Thandakaaranyam released in theatres on 19 September 2025.

==Production==
===Development===
After the success of Irandam Ulagaporin Kadaisi Gundu (2019), Pa. Ranjith's Neelam Productions announced their second collaboration with director Athiyan Athirai's sophomore project. On 6 February 2023, through a first look, the film's title Thandakaaranyam was released starring Attakathi Dinesh in the lead role making his second collaboration with Athiyan Athirai after Irandam Ulagaporin Kadaisi Gundu and fifth collaboration with director-producer Pa. Ranjith after Attakathi (2012), Kabali (2016), Irandam Ulagaporin Kadaisi Gundu, and J Baby (2024). The film also features Kalaiyarasan in another lead role making his fifth collaboration with Pa. Ranjith after Attakathi, Madras (2014), Kabali, Sarpatta Parambarai (2021) and Natchathiram Nagargirathu (2022). The film also marks the third collaboration of Attakathi Dinesh and Kalaiyarasan sharing screen together after Attakathi and Kabali, both being directed by Pa. Ranjith.
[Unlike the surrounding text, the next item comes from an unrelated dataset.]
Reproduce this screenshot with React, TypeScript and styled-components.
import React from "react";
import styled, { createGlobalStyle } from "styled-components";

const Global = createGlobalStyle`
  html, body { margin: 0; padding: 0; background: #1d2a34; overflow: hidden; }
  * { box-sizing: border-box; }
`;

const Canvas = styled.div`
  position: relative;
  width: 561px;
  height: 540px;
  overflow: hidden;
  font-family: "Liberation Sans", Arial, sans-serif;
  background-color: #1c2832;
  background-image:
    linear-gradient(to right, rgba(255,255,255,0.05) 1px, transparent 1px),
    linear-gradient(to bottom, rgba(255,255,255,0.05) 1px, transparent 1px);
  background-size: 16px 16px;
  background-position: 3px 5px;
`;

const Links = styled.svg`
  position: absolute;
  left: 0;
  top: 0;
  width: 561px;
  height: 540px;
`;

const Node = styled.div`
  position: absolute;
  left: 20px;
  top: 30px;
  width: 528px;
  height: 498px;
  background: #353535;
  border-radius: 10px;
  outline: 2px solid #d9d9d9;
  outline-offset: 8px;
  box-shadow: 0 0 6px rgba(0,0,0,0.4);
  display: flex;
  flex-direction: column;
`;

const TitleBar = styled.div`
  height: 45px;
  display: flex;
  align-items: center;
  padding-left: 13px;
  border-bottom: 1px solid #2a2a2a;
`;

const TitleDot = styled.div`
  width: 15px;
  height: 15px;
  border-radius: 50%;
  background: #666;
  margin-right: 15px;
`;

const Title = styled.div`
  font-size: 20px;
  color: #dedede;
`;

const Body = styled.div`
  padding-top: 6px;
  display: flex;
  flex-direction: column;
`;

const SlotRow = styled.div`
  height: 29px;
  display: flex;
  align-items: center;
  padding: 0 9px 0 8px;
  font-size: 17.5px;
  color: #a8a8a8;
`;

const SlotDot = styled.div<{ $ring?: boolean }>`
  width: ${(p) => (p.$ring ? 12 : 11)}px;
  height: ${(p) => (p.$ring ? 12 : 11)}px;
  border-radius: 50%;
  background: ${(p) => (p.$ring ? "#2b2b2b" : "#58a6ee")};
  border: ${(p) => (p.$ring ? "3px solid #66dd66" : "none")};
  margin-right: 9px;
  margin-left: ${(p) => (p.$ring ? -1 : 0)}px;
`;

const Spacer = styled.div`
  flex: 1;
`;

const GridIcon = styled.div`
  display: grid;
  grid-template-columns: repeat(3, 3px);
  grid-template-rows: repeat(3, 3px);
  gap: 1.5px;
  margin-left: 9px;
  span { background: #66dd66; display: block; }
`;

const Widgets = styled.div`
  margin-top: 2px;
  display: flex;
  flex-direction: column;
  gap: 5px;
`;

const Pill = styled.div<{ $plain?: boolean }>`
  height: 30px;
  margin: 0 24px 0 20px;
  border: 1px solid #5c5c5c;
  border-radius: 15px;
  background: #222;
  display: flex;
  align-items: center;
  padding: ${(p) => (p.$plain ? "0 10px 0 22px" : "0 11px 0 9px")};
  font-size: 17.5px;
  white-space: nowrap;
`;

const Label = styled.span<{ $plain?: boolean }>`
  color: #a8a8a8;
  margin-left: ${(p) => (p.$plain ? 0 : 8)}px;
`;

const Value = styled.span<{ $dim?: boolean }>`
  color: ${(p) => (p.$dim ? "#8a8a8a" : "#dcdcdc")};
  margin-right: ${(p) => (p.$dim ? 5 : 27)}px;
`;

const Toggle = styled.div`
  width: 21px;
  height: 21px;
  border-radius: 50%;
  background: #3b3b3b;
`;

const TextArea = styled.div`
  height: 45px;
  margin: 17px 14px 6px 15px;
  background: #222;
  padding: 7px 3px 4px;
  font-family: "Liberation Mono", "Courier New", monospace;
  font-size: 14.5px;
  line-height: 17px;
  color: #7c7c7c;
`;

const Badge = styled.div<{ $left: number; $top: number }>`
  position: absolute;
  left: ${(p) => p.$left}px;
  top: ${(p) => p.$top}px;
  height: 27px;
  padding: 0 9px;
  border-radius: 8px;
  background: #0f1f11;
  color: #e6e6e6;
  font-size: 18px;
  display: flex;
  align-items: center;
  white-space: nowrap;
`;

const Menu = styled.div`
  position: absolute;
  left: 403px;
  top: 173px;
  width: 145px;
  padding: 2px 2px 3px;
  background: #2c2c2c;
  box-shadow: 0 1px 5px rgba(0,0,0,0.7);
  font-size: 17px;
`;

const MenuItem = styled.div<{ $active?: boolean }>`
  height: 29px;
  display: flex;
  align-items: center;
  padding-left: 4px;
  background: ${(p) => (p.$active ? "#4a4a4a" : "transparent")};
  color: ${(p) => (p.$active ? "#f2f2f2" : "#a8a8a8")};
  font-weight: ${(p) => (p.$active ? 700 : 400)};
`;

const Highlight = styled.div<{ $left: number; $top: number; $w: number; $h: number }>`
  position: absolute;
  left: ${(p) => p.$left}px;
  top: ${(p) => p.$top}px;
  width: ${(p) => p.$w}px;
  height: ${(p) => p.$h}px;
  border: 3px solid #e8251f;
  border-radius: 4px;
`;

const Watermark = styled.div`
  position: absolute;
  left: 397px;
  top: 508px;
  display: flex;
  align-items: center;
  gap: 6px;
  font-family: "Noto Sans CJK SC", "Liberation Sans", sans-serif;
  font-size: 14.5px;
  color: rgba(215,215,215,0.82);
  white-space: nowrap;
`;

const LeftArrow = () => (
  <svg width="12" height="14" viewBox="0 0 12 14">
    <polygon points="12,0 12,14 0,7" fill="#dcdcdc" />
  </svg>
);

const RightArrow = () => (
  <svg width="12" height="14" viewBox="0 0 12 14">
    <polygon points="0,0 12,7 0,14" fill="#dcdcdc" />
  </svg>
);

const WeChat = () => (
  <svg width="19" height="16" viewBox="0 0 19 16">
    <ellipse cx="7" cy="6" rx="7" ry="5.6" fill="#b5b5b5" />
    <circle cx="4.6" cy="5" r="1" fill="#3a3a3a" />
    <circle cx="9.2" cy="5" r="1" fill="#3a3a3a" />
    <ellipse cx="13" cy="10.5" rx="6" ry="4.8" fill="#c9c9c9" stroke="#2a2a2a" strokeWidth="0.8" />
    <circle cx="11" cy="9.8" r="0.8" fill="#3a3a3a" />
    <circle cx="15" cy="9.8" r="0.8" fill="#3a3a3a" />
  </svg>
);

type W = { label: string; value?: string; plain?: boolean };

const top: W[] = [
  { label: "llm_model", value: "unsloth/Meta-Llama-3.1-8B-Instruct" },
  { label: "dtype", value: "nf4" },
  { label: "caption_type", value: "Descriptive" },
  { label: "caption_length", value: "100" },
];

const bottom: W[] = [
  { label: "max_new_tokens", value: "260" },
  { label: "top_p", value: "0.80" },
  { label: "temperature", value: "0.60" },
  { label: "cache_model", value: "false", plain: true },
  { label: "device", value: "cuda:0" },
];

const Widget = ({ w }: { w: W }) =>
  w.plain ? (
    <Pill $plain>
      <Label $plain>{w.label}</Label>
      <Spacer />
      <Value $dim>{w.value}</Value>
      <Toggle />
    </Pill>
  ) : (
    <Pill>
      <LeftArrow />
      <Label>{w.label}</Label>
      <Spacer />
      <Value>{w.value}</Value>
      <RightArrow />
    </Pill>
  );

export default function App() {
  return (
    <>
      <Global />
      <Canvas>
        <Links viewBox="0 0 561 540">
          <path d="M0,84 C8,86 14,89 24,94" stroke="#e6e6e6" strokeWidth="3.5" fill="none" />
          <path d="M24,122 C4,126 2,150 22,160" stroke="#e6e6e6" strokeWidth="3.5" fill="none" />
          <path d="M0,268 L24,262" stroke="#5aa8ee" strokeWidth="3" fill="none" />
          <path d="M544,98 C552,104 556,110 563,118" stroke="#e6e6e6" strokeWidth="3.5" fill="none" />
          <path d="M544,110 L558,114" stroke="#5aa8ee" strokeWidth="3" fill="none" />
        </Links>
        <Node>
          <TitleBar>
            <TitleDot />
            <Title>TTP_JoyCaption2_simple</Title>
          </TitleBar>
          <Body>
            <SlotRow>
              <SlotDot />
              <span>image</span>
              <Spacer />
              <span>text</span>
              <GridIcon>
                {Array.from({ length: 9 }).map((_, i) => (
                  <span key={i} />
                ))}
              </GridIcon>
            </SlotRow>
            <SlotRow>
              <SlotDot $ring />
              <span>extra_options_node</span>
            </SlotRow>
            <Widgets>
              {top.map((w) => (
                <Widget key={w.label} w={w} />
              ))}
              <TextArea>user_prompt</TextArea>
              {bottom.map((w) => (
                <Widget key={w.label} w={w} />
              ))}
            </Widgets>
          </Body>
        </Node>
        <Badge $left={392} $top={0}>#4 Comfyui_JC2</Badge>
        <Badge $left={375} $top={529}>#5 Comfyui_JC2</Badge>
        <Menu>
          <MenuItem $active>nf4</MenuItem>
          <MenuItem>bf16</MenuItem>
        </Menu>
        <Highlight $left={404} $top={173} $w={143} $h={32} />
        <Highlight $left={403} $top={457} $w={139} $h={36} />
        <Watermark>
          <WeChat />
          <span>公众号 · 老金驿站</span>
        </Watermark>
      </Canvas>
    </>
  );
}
The film includes an ensemble cast of Riythvika, Vinsu Sam, Shabeer Kallarakkal, Bala Saravanan, Aruldoss, Yuvan Mayilsamy and Saranya Ravichandran in supporting roles. Along with Neelam Productions, the film is co-produced by Learn and Teach Production Private Limited who produced Jama and Dhonima (both 2024). The technical team consists of music composer Justin Prabhakaran, editor Selva RK and cinematographer Pratheep Kaliraja.

=== Filming ===
Principal photography, which began after the announcement, completed its first scheduled on 2 March 2023. The entire shooting was completed in mid-July 2023, and the dubbing process began.

== Music ==

The music and background score is composed by Justin Prabhakaran with the lyrics being penned by Uma Devi, Arivu and Thanikodi. The first single "Adiye Alangaari" released on 23 October 2024. The second single "Kaava Kaade" was released on 3 September 2025.

Track listing
| No. | Title | Lyrics | Singer(s) | Length |
|---|---|---|---|---|
| 1. | "Adiye Alangaari" | Uma Devi | Krishnaraj, Ananya Bhat | 3:25 |
| 2. | "Kaava Kaade" | Uma Devi | Arivu, Reema |  |
| 3. | "Na Porantha Seemaiyilae" | Thanikodi | Justin Prabhakaran & Kanchi B. Rajeswari | 3:25 |
| 4. | "Vaa Veerabathra" | Uma Devi | ADK | 3:25 |
| 5. | "Irula Kizhangu Vetti" | Vetrivalavan | Kanchi B. Rajeswari | 3:25 |
| Total length: |  |  |  | 15:57 |

== Release ==
Thandakaaranyam released in theatres on 19 September 2025.

== Reception ==
Abhinav Subramanian of The Times of India gave 3/5 stars and wrote "What works is the camp as process. The film observes drills, punishments, the 8 km dash, even a kitchen scuffle that turns into group penalty. [...] Also, for the sake of rawness, more than half the film is just people torturing each other. That gets a bit old and loses impact. [...] The politics, though, keep wobbling. The atrocity is clear. The film’s endorsement is not." Prashanth Vallavan of Cinema Express gave 2.5/5 stars and wrote "From its political stance to its humanist themes, Thankadakaaranyam is a sincere and honest effort that makes you care about its characters and keeps you engaged throughout. If not for the excessive melodrama and lack of finesse in the writing, perhaps it could have been a satisfying emotional drama rather than a film with the subtlety of an airport marshaller." Bhuvanesh Chandar of The Hindu wrote "Kalaiyarasan and Shabeer Kallarakkal shine in a dense and emotionally heavy social drama that shows how, whether you play by its rules or stand opposed, the all-engulfing inferno of systemic oppression can swallow you whole. [...] Thandakaaranyam is anything but an easy story to tell. It’s a mountainous effort that sprawls and spreads into many things to earnestly talk about a solemn fact — the insurmountable weight of hate that rests heavily on the shoulders of some vulnerable sections of society."